The DCE official explained that in management of positions, different position limit ratios and position limits for the PP futures have been set for the futures company members, non-futures-company members and clients in different periods. For futures companies, when the total unilateral open interests are more than 200,000 contracts, the position limit ratio is set at 25%; when the total unilateral open interests are less than or equal to 200,000 contracts, no limit is set for the position ratio.

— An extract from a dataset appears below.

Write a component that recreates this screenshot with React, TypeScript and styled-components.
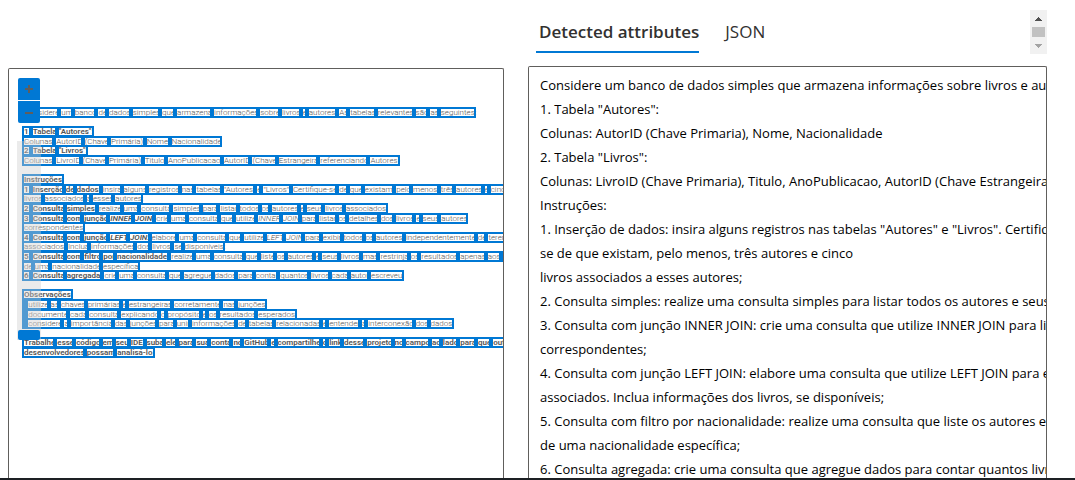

The phased position limits are adopted for non-futures-company members and clients, with the limit universally at 2,500 contracts as of the delivery month and the limit universally at 5,000 contracts as of the tenth trading day of the month before the delivery month; in ordinary months, the position limit will be adjusted according to the levels of the total open interests, and when the total unilateral open interests are more than 200,000 contracts, the ratio of position limit for both non-futures-company members and clients is 10%; when the total unilateral open interests are less than or equal to 200,000 contracts, the position limit for both non-futures-company members and clients is 20,000 contracts. According to the official, the designing of the PP futures features the reference to the designs for the existing products as well as the consideration of the production, consumption and the business sizes of the traders on the spot industry chain. In different stages of the contract operation, the gradient position limits are adopted for non-futures-company members and clients, which not only meets the industrial clients’ demand for hedging but strictly controls the contract positions in the near-delivery months so as to effectively prevent the risks in market operation.
 
In addition, the relevant provisions in the “Measures of Dalian Commodity Exchange for Risk Management” will be implemented for the control of other risks for the PP futures product.